Records with interface code –

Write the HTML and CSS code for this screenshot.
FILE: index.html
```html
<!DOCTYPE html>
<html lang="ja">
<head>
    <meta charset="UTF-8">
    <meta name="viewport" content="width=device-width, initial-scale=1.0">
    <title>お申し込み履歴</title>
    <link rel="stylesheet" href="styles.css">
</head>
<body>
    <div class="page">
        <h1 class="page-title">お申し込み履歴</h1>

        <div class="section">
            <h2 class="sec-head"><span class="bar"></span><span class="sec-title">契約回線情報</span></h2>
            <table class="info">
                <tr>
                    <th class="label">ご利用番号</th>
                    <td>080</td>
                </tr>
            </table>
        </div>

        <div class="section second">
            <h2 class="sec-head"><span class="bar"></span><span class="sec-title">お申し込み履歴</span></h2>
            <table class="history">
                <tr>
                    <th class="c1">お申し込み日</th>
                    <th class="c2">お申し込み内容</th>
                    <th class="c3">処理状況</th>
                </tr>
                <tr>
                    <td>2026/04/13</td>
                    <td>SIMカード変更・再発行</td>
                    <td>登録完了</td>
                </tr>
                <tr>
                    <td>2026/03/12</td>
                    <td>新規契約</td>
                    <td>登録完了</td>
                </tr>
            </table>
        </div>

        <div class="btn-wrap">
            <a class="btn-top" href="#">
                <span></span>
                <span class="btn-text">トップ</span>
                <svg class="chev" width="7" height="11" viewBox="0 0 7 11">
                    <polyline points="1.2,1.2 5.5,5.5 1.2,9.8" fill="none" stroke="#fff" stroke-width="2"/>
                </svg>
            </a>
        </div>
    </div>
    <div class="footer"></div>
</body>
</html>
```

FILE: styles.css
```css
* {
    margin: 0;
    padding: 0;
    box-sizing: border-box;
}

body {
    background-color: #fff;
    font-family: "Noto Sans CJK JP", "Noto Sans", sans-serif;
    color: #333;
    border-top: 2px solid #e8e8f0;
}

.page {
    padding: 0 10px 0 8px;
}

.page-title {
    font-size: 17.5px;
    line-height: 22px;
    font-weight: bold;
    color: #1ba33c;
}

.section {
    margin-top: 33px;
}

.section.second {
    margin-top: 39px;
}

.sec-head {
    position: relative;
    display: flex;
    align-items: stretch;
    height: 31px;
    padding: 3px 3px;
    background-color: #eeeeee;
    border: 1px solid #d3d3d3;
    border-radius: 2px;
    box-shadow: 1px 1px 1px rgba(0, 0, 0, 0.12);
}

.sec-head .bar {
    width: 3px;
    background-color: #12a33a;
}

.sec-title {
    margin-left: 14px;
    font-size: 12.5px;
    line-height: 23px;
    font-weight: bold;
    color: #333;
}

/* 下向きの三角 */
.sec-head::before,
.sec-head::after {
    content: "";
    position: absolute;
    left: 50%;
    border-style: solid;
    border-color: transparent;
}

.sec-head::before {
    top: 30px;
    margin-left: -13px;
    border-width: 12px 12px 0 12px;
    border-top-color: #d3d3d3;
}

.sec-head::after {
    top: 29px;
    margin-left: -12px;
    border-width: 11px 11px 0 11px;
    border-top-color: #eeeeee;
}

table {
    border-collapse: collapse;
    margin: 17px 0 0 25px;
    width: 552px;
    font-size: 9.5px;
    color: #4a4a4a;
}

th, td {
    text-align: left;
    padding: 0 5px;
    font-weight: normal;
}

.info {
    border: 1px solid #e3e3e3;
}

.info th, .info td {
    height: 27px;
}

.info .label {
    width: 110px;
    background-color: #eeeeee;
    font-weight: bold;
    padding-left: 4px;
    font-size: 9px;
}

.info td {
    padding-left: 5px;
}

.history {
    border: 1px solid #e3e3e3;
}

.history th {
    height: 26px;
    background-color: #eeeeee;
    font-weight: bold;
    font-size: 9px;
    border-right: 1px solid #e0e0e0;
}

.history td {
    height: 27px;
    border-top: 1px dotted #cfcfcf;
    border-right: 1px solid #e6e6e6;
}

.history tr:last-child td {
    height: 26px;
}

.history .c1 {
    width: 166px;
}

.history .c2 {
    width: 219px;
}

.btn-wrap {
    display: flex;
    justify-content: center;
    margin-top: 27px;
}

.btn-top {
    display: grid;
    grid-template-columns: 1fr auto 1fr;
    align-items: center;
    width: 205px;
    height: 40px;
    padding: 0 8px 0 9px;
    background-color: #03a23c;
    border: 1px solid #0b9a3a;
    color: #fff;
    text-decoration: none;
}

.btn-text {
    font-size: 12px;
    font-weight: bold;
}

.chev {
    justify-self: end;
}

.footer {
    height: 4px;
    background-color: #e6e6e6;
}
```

---

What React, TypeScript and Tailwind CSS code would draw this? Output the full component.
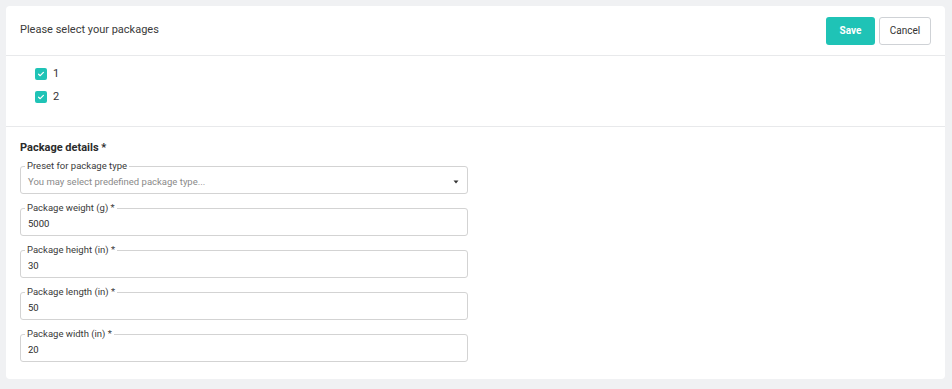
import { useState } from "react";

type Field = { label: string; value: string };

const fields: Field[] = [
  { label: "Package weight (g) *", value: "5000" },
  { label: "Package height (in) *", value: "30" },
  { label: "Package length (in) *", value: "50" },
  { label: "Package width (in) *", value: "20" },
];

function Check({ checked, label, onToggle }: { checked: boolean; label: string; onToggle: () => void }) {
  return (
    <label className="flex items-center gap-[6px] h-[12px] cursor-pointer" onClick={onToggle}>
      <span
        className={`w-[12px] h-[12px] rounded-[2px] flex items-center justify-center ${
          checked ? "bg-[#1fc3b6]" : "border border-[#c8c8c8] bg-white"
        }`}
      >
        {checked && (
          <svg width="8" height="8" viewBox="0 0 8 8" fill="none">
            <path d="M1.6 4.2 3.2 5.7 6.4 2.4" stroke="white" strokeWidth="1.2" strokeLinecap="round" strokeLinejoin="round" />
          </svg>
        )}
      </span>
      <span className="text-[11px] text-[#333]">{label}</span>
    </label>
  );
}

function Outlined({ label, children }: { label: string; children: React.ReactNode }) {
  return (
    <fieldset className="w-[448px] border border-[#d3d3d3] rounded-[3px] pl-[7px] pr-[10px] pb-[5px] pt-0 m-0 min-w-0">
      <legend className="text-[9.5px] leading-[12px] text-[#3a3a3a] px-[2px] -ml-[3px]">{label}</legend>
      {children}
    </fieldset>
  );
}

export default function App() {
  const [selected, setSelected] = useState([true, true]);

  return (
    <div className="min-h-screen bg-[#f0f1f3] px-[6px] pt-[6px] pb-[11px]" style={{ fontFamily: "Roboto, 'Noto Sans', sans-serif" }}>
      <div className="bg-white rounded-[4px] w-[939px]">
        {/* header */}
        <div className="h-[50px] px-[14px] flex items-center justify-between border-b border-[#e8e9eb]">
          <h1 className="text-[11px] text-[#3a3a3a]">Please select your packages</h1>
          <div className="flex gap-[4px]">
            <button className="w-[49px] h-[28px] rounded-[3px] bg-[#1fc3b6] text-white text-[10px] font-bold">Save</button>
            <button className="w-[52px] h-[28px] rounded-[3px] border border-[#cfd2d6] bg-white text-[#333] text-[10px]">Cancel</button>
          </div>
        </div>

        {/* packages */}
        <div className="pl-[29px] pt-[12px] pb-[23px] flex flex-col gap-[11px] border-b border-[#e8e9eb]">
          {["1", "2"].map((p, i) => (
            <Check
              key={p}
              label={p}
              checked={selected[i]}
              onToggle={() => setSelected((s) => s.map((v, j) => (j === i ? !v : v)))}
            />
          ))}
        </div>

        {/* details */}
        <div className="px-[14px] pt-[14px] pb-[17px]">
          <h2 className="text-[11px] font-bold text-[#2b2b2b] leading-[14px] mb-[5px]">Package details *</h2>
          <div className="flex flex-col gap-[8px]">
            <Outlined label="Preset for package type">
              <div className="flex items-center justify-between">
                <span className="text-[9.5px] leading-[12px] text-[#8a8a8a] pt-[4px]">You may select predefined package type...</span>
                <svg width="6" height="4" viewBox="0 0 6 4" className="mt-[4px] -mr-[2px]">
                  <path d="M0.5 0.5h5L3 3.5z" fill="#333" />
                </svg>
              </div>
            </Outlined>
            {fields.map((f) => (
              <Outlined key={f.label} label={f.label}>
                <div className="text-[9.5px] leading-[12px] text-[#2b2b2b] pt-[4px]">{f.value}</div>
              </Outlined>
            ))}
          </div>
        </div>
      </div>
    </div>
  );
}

Goal – Skip all pictures and retype only the stretch from the line that holds "What React, TypeScript" through the line that holds "string; value: string", exactly as written.

Reply to the exercise –
What React, TypeScript and Tailwind CSS code would draw this? Output the full component.
import { useState } from "react";

type Field = { label: string; value: string };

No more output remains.